◆ **What you have to do**
Looking at the listing beneath, work out how many lines hold "React" and report only that figure.

:: Recorded data ::

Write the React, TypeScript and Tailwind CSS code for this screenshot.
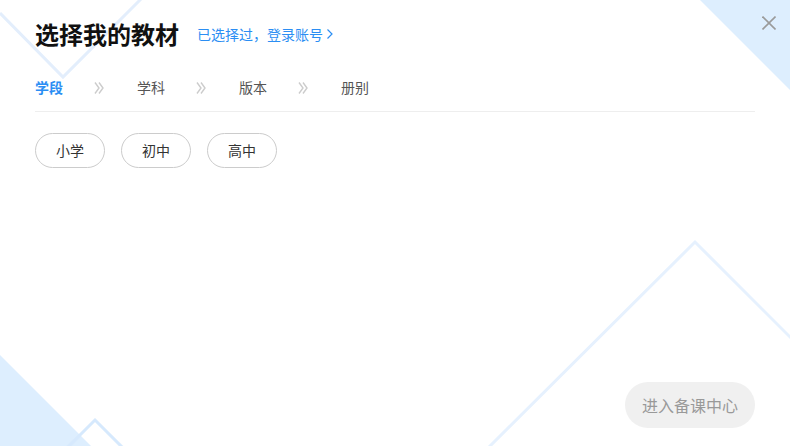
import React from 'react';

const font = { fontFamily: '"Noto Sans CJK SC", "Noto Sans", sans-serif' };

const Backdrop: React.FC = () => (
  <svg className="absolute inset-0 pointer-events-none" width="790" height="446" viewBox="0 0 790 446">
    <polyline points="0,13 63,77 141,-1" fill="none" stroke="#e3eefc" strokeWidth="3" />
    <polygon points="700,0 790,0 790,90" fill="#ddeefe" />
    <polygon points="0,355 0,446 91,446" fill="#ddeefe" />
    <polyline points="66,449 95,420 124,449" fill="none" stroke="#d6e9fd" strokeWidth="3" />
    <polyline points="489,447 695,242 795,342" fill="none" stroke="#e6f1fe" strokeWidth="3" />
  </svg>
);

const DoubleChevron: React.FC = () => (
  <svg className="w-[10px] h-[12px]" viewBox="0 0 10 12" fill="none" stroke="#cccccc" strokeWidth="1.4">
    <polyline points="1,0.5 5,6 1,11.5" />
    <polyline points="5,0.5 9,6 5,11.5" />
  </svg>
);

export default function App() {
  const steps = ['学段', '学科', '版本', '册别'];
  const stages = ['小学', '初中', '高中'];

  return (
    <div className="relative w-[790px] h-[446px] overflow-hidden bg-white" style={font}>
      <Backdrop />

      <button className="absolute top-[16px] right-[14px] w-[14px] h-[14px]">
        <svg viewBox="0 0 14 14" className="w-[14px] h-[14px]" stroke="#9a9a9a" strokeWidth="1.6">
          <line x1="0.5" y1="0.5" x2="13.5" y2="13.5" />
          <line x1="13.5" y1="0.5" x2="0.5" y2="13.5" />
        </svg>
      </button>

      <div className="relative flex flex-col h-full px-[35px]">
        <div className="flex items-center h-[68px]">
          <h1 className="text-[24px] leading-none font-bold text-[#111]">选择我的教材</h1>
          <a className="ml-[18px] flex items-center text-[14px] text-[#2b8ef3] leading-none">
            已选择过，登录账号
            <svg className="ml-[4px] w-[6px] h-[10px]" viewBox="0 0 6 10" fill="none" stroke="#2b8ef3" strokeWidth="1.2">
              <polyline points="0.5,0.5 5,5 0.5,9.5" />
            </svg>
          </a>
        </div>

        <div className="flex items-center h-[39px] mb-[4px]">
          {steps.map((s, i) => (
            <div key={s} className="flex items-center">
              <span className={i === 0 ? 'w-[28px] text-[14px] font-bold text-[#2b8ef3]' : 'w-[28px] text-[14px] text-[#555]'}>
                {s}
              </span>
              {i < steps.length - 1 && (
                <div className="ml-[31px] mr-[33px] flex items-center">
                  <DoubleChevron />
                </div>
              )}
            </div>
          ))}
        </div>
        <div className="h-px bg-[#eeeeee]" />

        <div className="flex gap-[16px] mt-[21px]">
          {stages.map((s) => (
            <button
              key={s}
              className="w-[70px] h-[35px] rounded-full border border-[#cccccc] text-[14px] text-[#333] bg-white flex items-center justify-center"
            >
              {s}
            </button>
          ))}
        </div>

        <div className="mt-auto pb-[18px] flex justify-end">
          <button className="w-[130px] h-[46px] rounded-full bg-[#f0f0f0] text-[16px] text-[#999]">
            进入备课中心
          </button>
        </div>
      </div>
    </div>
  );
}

:::

◆ **Result for this task**
4